ENTERTAINMENT NEWS
Entertainment news

This is how Danny Lloyd, the boy from The Shining, lives today: he left the cinema and now works as a biology teacher...

Updated

He is currently 53 years old. His father sent a photo of him to a casting and he was chosen at the age of 5 for Stanley Kubrick's classic. "It became a bit boring," he said much later regarding his former profession

Danny Lloyd, the boy from The Shining.
Danny Lloyd, the boy from The Shining.CREATIVE COMMONS

Before Stanley Kubrick filmed The Shining (1980), he already had works such as Spartacus (1960), Lolita (1962), and A Clockwork Orange (1971) under his belt, which are part of the history of cinema.

Attracted by the novel of Stephen King (78), the British director placed ads in newspapers in the state of Illinois because he was looking for children between 5 and 7 years old to star in a movie. The news was also spread on local radio, and that's how it reached the Lloyd family's home.

Stanley, the head of the family, was a humble railway worker who decided to send a photo of his son Danny because he thought it would be funny if his little one could appear in a film. While the latter was celebrating his fifth birthday, the producers called their home to inform them that he had been chosen.

In one of the few interviews that Danny Lloyd (53) has given since leaving the cinema, he told The Guardian in 2017 that his father made that decision because "according to him, I was always trying to get attention, so he sent the photo. I think he did it as a joke, actually."

At no point was he told it was a horror movie. The director protected him from suffering psychological harm, so everyone on the team told him that it was the story of a family living in a hotel.

During filming, he became very close friends with Jack Nicholson (89), Shelley Duvall -who passed away at the age of 75 in 2024- and with the twins Lisa (56) and Louise Burns (56) who, slightly older than Danny, used to meet to eat peanut butter sandwiches.

The success was overwhelming. Over time, The Shining became a cult movie and Danny a star. His scenes pedaling the tricycle along the hallway are iconic.

Unfortunately, like many child prodigies, the auditions he did afterwards were not successful. He only appeared in one more movie, Will: G. Gordon Liddy (1982), and at the age of 14, he left it all behind.

When asked if the rejections bothered him, the former actor was clear in his conversation with The Guardian: "No, I wouldn't say it was upsetting. I always enjoyed it. It was exciting. But as I grew up, it became a bit boring." When he told his parents that he wanted to continue studying, they agreed. "They were fine with it (...) They made sure I had a normal education."
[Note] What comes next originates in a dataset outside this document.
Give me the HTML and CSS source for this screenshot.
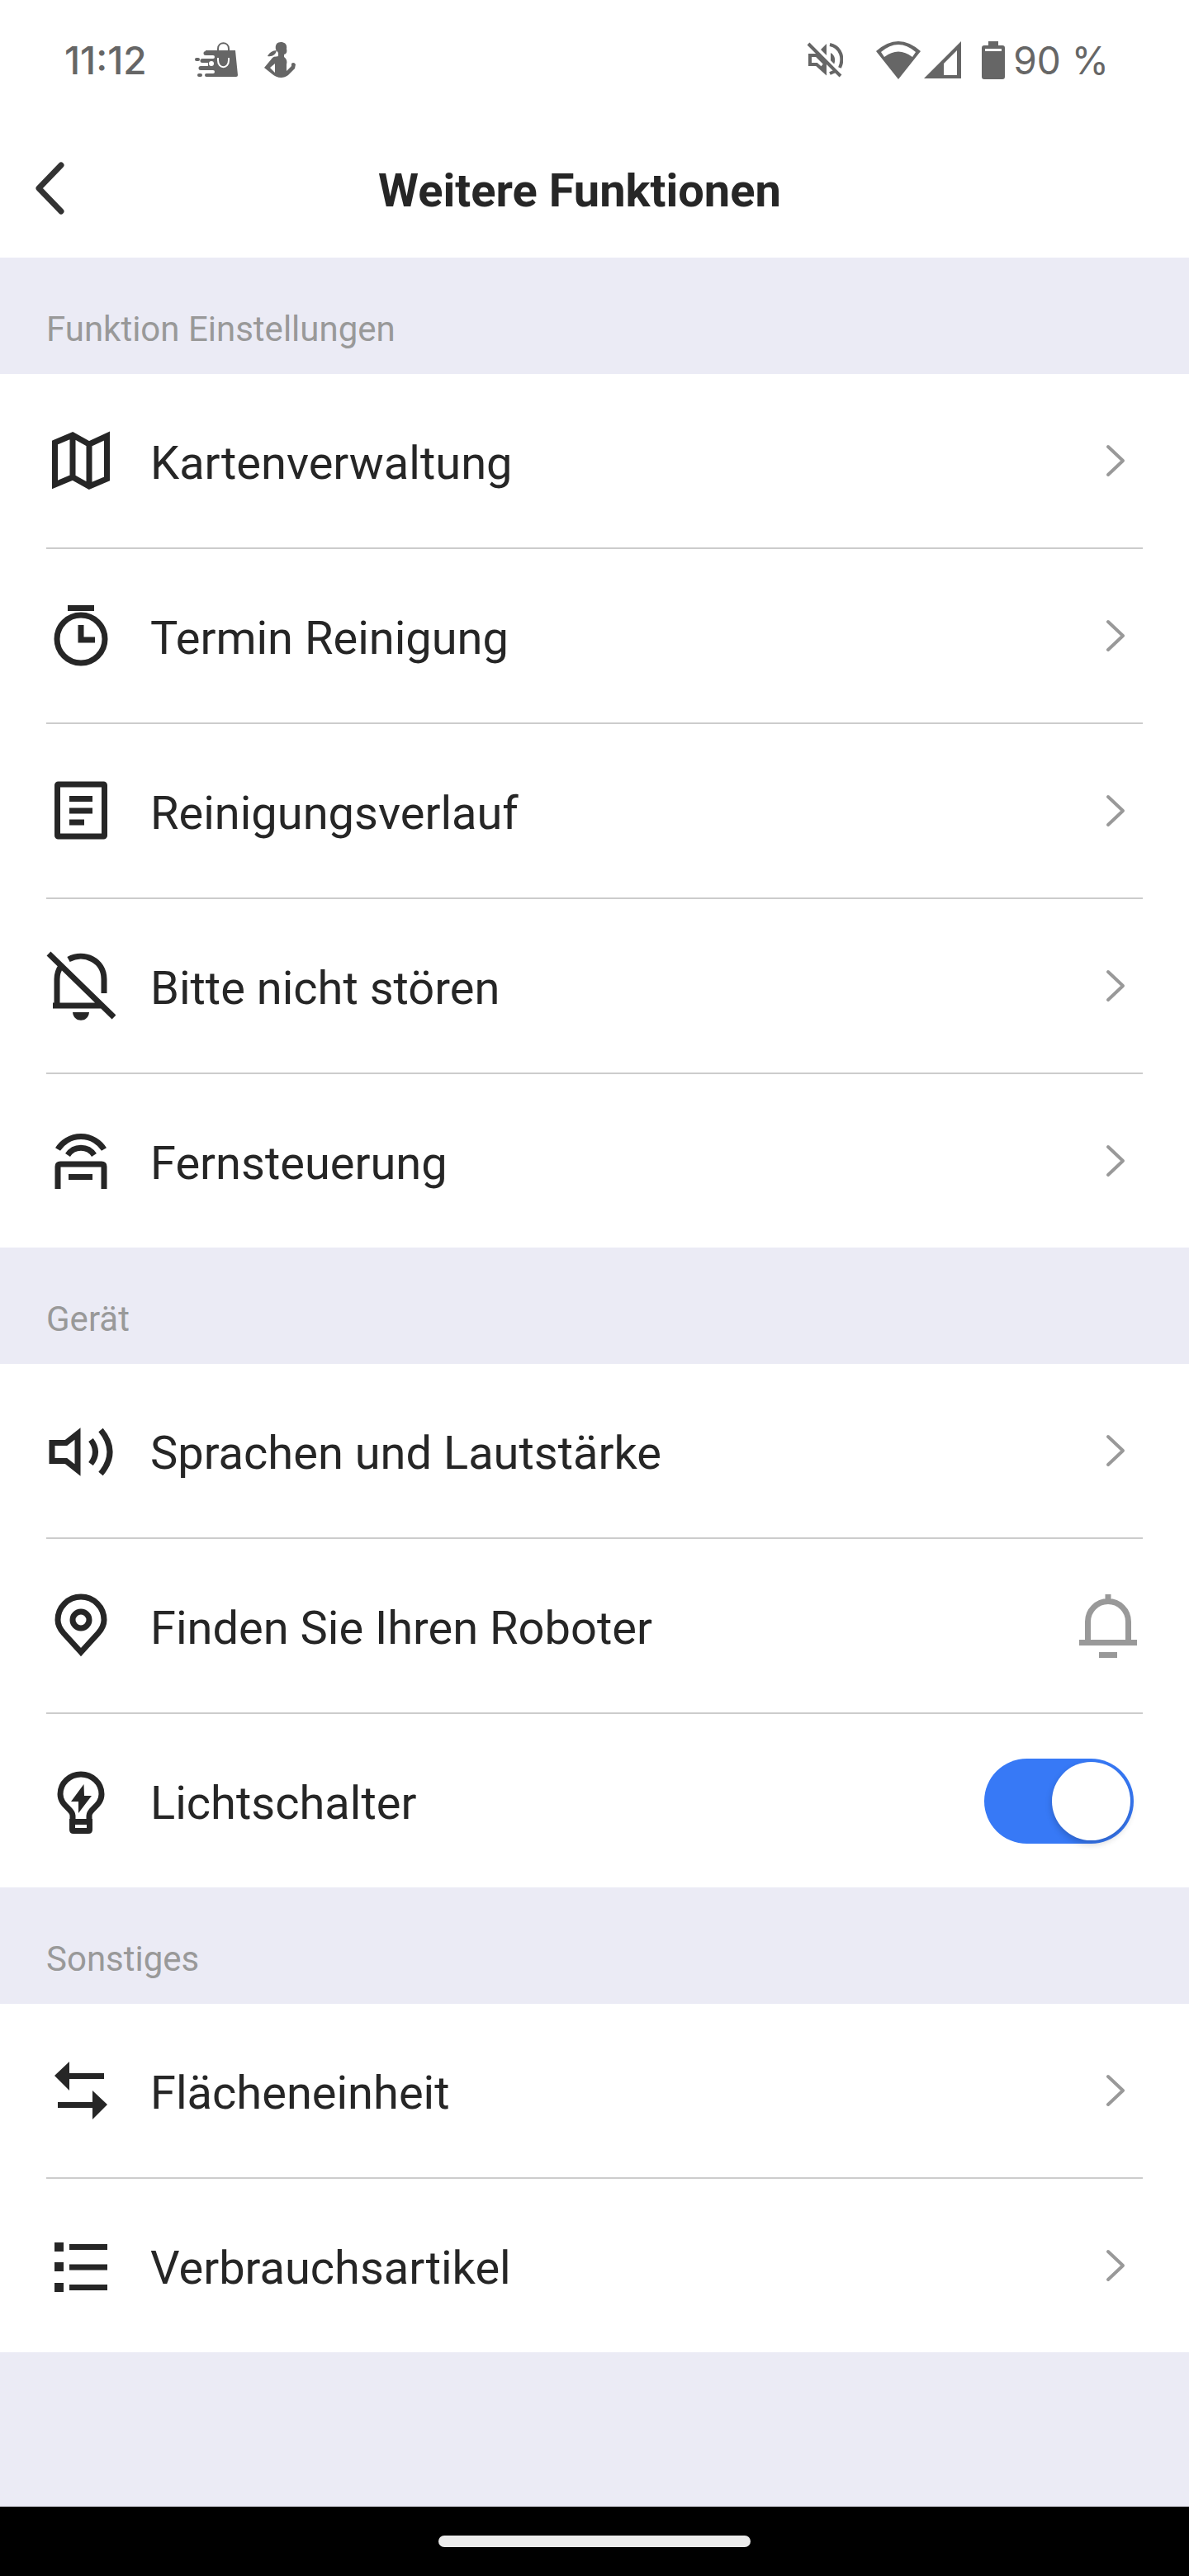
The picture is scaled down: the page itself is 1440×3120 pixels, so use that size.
FILE: index.html
```html
<!DOCTYPE html>
<html lang="de">
<head>
  <meta charset="UTF-8">
  <meta name="viewport" content="width=device-width, initial-scale=1.0">
  <title>Weitere Funktionen</title>
  <link rel="stylesheet" href="styles.css">
</head>
<body>
  <div class="statusbar">
    <span class="time">11:12</span>
    <div class="notifications">
      <svg width="52" height="44" viewBox="0 0 52 44">
        <path d="M13 10h36l3 30q0 2-2 2H14a2 2 0 0 1 0-4h8a2 2 0 0 0 0-4H7a2 2 0 0 1 0-5h9v-4H9a2 2 0 0 1 0-5h13a2 2 0 0 0 0-4h-9a2 2 0 0 1 0-5z" fill="#666"/>
        <rect y="19" width="6" height="4" rx="2" fill="#666"/>
        <rect x="3" y="38" width="6" height="4" rx="2" fill="#666"/>
        <path d="M28 11V8c0-9 13-9 13 0v3" fill="none" stroke="#666" stroke-width="2"/>
        <path d="M28 19v3c0 11 13 11 13 0v-3" fill="none" stroke="#fff" stroke-width="2"/>
        <circle cx="20" cy="26" r="3" fill="#fff"/>
      </svg>
      <svg width="40" height="44" viewBox="0 0 40 44">
        <path d="M20 0c5 0 8 3 7 8 1 4 0 6-3 7v3c3 2 4 5 3 9v8l6-6V26c2-2 4-1 5 1l-1 5-8 8c-6 5-15 3-19-1L0 31l10-12c2-2 4-1 7-2v-4l-3-4C13 4 15 0 20 0zM13 26l-6 5 6 6z" fill="#666" fill-rule="evenodd"/>
        <path d="M15 10c-1 5-5 8-11 7 2-4 6-7 11-7z" fill="#666"/>
      </svg>
    </div>
    <div class="system">
      <svg class="mute" width="44" height="44" viewBox="0 0 44 44">
        <path d="M4 16h8l10 10v10L12 27H4z" fill="none" stroke="#666" stroke-width="4"/>
        <path d="M17 9l7-7v14zM22 24v13l-6-6zM29 13c6 3 6 10 4 14l-4-4z" fill="#666"/>
        <path d="M28 3c14 3 17 17 12 28M28 38l7-3" fill="none" stroke="#666" stroke-width="4"/>
        <path d="M4 0l40 40" stroke="#fff" stroke-width="4"/>
        <path d="M2 2l39 39" stroke="#666" stroke-width="4"/>
      </svg>
      <svg width="54" height="46" viewBox="0 0 54 46">
        <path d="M0 12Q27-12 54 12L27 46zM6 13l4 6q17-13 34 0l4-6Q27-5 6 13z" fill="#666" fill-rule="evenodd"/>
      </svg>
      <svg class="signal" width="46" height="46" viewBox="0 0 46 46">
        <path d="M0 45L45 0v45zM24 27v14h16V11z" fill="#666" fill-rule="evenodd"/>
      </svg>
      <svg class="battery" width="28" height="46" viewBox="0 0 28 46">
        <path d="M8 0h12v5h5q3 0 3 3v35q0 3-3 3H3q-3 0-3-3V8q0-3 3-3h5zM4 9v3h20V9z" fill="#666" fill-rule="evenodd"/>
      </svg>
      <span class="percent">90 %</span>
    </div>
  </div>

  <header class="header">
    <button class="back" aria-label="Zurück">
      <svg viewBox="0 0 84 84"><path d="M56 14L29 42l27 28" stroke-width="7" stroke-linecap="round" stroke-linejoin="round"/></svg>
    </button>
    <h1>Weitere Funktionen</h1>
  </header>

  <main>
    <h2>Funktion Einstellungen</h2>
    <ul class="list">
      <li><a class="row" href="#karten">
        <svg class="icon" viewBox="0 0 84 84"><path d="M10.5 20L32 11l20 11 21.5-10v52L52 73 32 62l-21.5 9zM32 11v51M52 22v51"/></svg>
        <span class="label">Kartenverwaltung</span>
        <svg class="icon arrow" viewBox="0 0 84 84"><path d="M42 25l18 17-18 17"/></svg>
      </a></li>
      <li><a class="row" href="#termin">
        <svg class="icon" viewBox="0 0 84 84"><circle cx="42" cy="46" r="29"/><path d="M26 8.500h32M42 29v18h17"/></svg>
        <span class="label">Termin Reinigung</span>
        <svg class="icon arrow" viewBox="0 0 84 84"><path d="M42 25l18 17-18 17"/></svg>
      </a></li>
      <li><a class="row" href="#verlauf">
        <svg class="icon" viewBox="0 0 84 84"><rect x="13.5" y="10" width="57" height="63" rx="1"/><path d="M28 27.500h28M28 42h28M28 56h18"/></svg>
        <span class="label">Reinigungsverlauf</span>
        <svg class="icon arrow" viewBox="0 0 84 84"><path d="M42 25l18 17-18 17"/></svg>
      </a></li>
      <li><a class="row" href="#ruhe">
        <svg class="icon" viewBox="0 0 84 84">
          <path d="M3 3l79 77M27 10C46 0 70 11 70 34v17M18 18q-5 7-5 16v32M8 66h60"/>
          <path class="solid" d="M32 74h20c-1 13-19 13-20 0z"/>
        </svg>
        <span class="label">Bitte nicht stören</span>
        <svg class="icon arrow" viewBox="0 0 84 84"><path d="M42 25l18 17-18 17"/></svg>
      </a></li>
      <li><a class="row" href="#fernsteuerung">
        <svg class="icon" viewBox="0 0 84 84"><path d="M14 28a33 33 0 0 1 56 0M26 35a19 19 0 0 1 32 0M14 76V49q0-3 3-3h50q3 0 3 3v27M27 61.500h29"/></svg>
        <span class="label">Fernsteuerung</span>
        <svg class="icon arrow" viewBox="0 0 84 84"><path d="M42 25l18 17-18 17"/></svg>
      </a></li>
    </ul>

    <h2>Gerät</h2>
    <ul class="list">
      <li><a class="row" href="#sprache">
        <svg class="icon" viewBox="0 0 84 84"><path d="M7 32.500h17l14-11v44l-14-11H7z"/><path d="M54 29q11 14.500 0 29M66 17q22 26.500 0 53"/></svg>
        <span class="label">Sprachen und Lautstärke</span>
        <svg class="icon arrow" viewBox="0 0 84 84"><path d="M42 25l18 17-18 17"/></svg>
      </a></li>
      <li><button class="row">
        <svg class="icon" viewBox="0 0 84 84"><path d="M42 74L21 51q-7-8-7-16a28 28 0 0 1 56 0q0 8-7 16z"/><circle cx="42" cy="35" r="10"/></svg>
        <span class="label">Finden Sie Ihren Roboter</span>
        <svg class="icon bell" viewBox="0 0 84 84"><path d="M42 4v8M7 62.500h70M31 77.500h22M17.500 62V37a24.500 24.500 0 0 1 49 0v25"/></svg>
      </button></li>
      <li><label class="row">
        <svg class="icon" viewBox="0 0 84 84">
          <path d="M32 66v-6c0-8-15-12-15-26a25 24 0 0 1 50 0c0 14-15 18-15 26v6"/>
          <path class="solid" d="M45.500 22L30 43h9v14l16-21h-9zM28 64h28v13q0 5-5 5H33q-5 0-5-5zM35 71v4h14v-4z" fill-rule="evenodd"/>
        </svg>
        <span class="label">Lichtschalter</span>
        <input class="switch" type="checkbox" checked>
      </label></li>
    </ul>

    <h2>Sonstiges</h2>
    <ul class="list">
      <li><a class="row" href="#einheit">
        <svg class="icon" viewBox="0 0 84 84"><path class="solid" d="M10 24L28 7v14h42v7H28v14zM74 59L56 42v14H14v7h42v14z"/></svg>
        <span class="label">Flächeneinheit</span>
        <svg class="icon arrow" viewBox="0 0 84 84"><path d="M42 25l18 17-18 17"/></svg>
      </a></li>
      <li><a class="row" href="#verbrauch">
        <svg class="icon" viewBox="0 0 84 84"><path d="M28 19.500h46M28 44h46M28 68.500h46"/><path class="solid" d="M10 14h11v11H10zM10 38h11v11H10zM10 63h11v11H10z"/></svg>
        <span class="label">Verbrauchsartikel</span>
        <svg class="icon arrow" viewBox="0 0 84 84"><path d="M42 25l18 17-18 17"/></svg>
      </a></li>
    </ul>
  </main>

  <footer class="navbar"><div class="handle"></div></footer>
</body>
</html>
```
FILE: styles.css
```css
* {
  box-sizing: border-box;
}
body {
  margin: 0;
  min-height: 100vh;
  display: flex;
  flex-direction: column;
  background: #ebebf5;
  color: #262626;
  font-family: Roboto, sans-serif;
}
svg {
  display: block;
  flex: none;
}

/* Statusleiste */
.statusbar {
  display: flex;
  align-items: center;
  height: 144px;
  padding: 2px 97px 0 78px;
  background: #fff;
  color: #666;
  font-family: Inter, sans-serif;
  font-size: 46px;
  font-weight: 500;
}
.time {
  width: 158px;
}
.notifications {
  display: flex;
  gap: 32px;
}
.system {
  display: flex;
  align-items: center;
  margin-left: auto;
}
.mute {
  margin-right: 40px;
}
.signal {
  margin-left: 4px;
}
.battery {
  margin: 0 10px 0 24px;
}
.percent {
  font-weight: 400;
}

/* Kopfzeile */
.header {
  display: grid;
  grid-template-columns: 84px 1fr 84px;
  align-items: center;
  height: 168px;
  padding: 0 54px 0 18px;
  background: #fff;
}
.header h1 {
  margin: 0;
  padding-top: 6px;
  text-align: center;
  font-size: 56px;
  font-weight: 700;
  line-height: 66px;
}
.back {
  width: 84px;
  height: 84px;
  padding: 0;
  border: none;
  background: none;
}
.back path {
  fill: none;
  stroke: #333;
}

/* Listen */
main {
  flex: 1;
}
h2 {
  margin: 0;
  padding: 62px 56px 29px;
  color: #999;
  font-size: 42px;
  font-weight: 400;
  line-height: 50px;
}
.list {
  margin: 0;
  padding: 0 56px;
  background: #fff;
  list-style: none;
}
.list li + li {
  border-top: 2px solid #ccc;
}
.row {
  display: flex;
  align-items: center;
  width: 100%;
  height: 210px;
  padding: 0;
  border: none;
  background: none;
  color: inherit;
  font: inherit;
  font-size: 56px;
  line-height: 66px;
  text-align: left;
  text-decoration: none;
  cursor: pointer;
}
.label {
  flex: 1;
  padding: 6px 0 0 42px;
}
.icon {
  width: 84px;
  height: 84px;
  fill: none;
  stroke: #262626;
  stroke-width: 7;
}
.icon .solid {
  fill: #262626;
  stroke: none;
}
.icon.arrow {
  stroke: #999;
  stroke-width: 4;
  stroke-linecap: round;
  stroke-linejoin: round;
}
.icon.bell {
  stroke: #999;
}
.switch {
  appearance: none;
  width: 181px;
  height: 103px;
  margin: 0 11px 0 0;
  padding: 4px;
  border-radius: 52px;
  background: #ccc;
  cursor: pointer;
}
.switch::before {
  content: "";
  display: block;
  width: 95px;
  height: 95px;
  border-radius: 50%;
  background: #fff;
  box-shadow: 0 4px 8px rgba(0, 0, 0, 0.2);
}
.switch:checked {
  background: #3779f6;
}
.switch:checked::before {
  margin-left: auto;
}

/* Navigationsleiste */
.navbar {
  display: flex;
  align-items: center;
  justify-content: center;
  height: 84px;
  background: #000;
}
.handle {
  width: 378px;
  height: 14px;
  border-radius: 7px;
  background: #ebebeb;
}
```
While studying at the university, he worked at the Wal-Mart department store in his hometown and also drove a tractor on a pig farm to pay for his studies.

After graduating in biology, he pursued postgraduate studies in the same field at Eastern Illinois University in 1998. Since 2004, he has been working as a biology, anatomy, and physiology teacher at Elizabethtown Community and Technical College (ECTC) on the outskirts of Louisville, Kentucky. "Probably a life in Hollywood wouldn't have been for me anyway. I'm proud to come from the Midwest, and that's where I feel comfortable," he said in another interview. His students are unaware that he was the boy from The Shining.

He is married to Jessi Diana Brackett, with whom he has four children, and together they lead a completely normal life away from the media spotlight. When their two older children discovered during their adolescence that their father had participated in Kubrick's film, they began to affectionately tease him. Little else is known about his private life.

Between 2017 and 2019, he made an exception and came out of retirement to agree to collaborate on the documentaryFilmworker (2017) about the figure of Leon Vitali, an English actor and right-hand man of the master Kubrick. Two years later, he made a cameo in Doctor Sleep, the sequel to the 1980 classic.